The services and resources that comprise Common Worship represent the latest stage of a process of liturgical revision which began in the 1920s. They were originally drafted by the Liturgical Commission. The Commission is made up of a variety of people with different expertise, including lay people, parish clergy and bishops, liturgists, and theologians. The material was passed on to the House of Bishops, which amended the material as it saw fit. It was then presented to the General Synod.

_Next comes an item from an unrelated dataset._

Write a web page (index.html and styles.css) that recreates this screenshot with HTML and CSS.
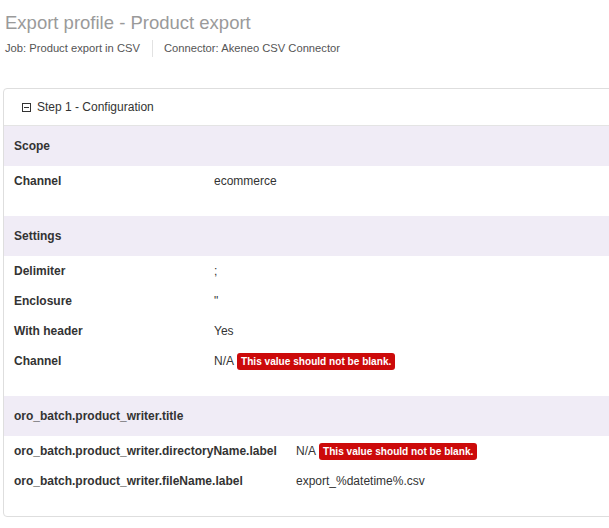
FILE: index.html
```html
<!DOCTYPE html>
<html lang="en">
<head>
<meta charset="utf-8">
<title>Export profile - Product export</title>
<link rel="stylesheet" href="styles.css">
</head>
<body>
<div class="page">
  <h1 class="title">Export profile - Product export</h1>
  <div class="meta">
    <span>Job: Product export in CSV</span>
    <span class="sep"></span>
    <span>Connector: Akeneo CSV Connector</span>
  </div>
  <div class="panel">
    <div class="panel-head">
      <svg class="toggle" width="9" height="9" viewBox="0 0 9 9"><rect x="0.5" y="0.5" width="8" height="8" fill="none" stroke="#333" stroke-width="1"/><line x1="2" y1="4.5" x2="7" y2="4.5" stroke="#333" stroke-width="1"/></svg>
      <span>Step 1 - Configuration</span>
    </div>

    <section class="group">
      <div class="group-title">Scope</div>
      <div class="rows">
        <div class="label">Channel</div><div class="value">ecommerce</div>
      </div>
    </section>

    <section class="group">
      <div class="group-title">Settings</div>
      <div class="rows">
        <div class="label">Delimiter</div><div class="value">;</div>
        <div class="label">Enclosure</div><div class="value">"</div>
        <div class="label">With header</div><div class="value">Yes</div>
        <div class="label">Channel</div><div class="value">N/A <span class="error">This value should not be blank.</span></div>
      </div>
    </section>

    <section class="group">
      <div class="group-title">oro_batch.product_writer.title</div>
      <div class="rows rows-wide">
        <div class="label">oro_batch.product_writer.directoryName.label</div><div class="value">N/A <span class="error">This value should not be blank.</span></div>
        <div class="label">oro_batch.product_writer.fileName.label</div><div class="value">export_%datetime%.csv</div>
      </div>
    </section>
  </div>
</div>
</body>
</html>
```

FILE: styles.css
```css
html, body {
  margin: 0;
  padding: 0;
  background: #fff;
  overflow: hidden;
}

body {
  font-family: "Liberation Sans", Arial, Helvetica, sans-serif;
  color: #333;
  font-size: 12px;
}

.page {
  padding: 0 0 0 3px;
  overflow: hidden;
}

.title {
  margin: 11px 0 0 2px;
  font-size: 18.5px;
  line-height: 24px;
  font-weight: normal;
  color: #9a9a9a;
}

.meta {
  margin: 3px 0 0 2px;
  display: flex;
  align-items: center;
  height: 20px;
  font-size: 11.2px;
  color: #555;
}

.sep {
  width: 1px;
  height: 17px;
  background: #e2e2e2;
  margin: 0 11px 0 12px;
}

.panel {
  margin-top: 30px;
  margin-right: -12px;
  border: 1px solid #dedede;
  border-radius: 4px;
  overflow: hidden;
}

.panel-head {
  height: 36px;
  display: flex;
  align-items: center;
  gap: 6px;
  padding-left: 18px;
  border-bottom: 1px solid #e4e4e4;
  font-size: 12px;
  color: #333;
}

.toggle {
  display: block;
  margin-top: 1px;
}

.group {
  padding-bottom: 20px;
}

.group-title {
  height: 40px;
  display: flex;
  align-items: center;
  padding-left: 10px;
  background: #f0ecf6;
  font-weight: bold;
  font-size: 12px;
  color: #333;
}

.rows {
  display: grid;
  grid-template-columns: 200px 1fr;
  grid-auto-rows: 30px;
  padding-left: 10px;
  align-items: center;
}

.rows-wide {
  grid-template-columns: 282px 1fr;
}

.label {
  font-weight: bold;
  color: #333;
}

.value {
  color: #333;
  display: flex;
  align-items: center;
  gap: 3px;
}

.error {
  display: inline-block;
  background: #cc0a0a;
  color: #fff;
  font-weight: bold;
  font-size: 10.1px;
  line-height: 17px;
  padding: 0 4px;
  border-radius: 3px;
}
```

Forms of services that were alternative to equivalents in the Book of Common Prayer were debated by Synod and revised by a synodical Revision Committee in the light of the comments made by Synod members and the wider public. The House of Bishops then reconsidered them, put them into their final form and submitted them to the General Synod for Final Approval as Authorized Services. To be authorized, each service had to gain a two-thirds majority in each House of the Synod (bishops, clergy, and laity).

Additional material, which had no equivalent in the Book of Common Prayer, was debated by the General Synod and then put in its final form and Commended by the House of Bishops.

In the case of authorized services in Common Worship, the Archbishops' Council gave some 800 parishes permission to use draft forms of service on an experimental basis before they were presented to the General Synod. The services were adjusted in the light of feedback from this "field testing".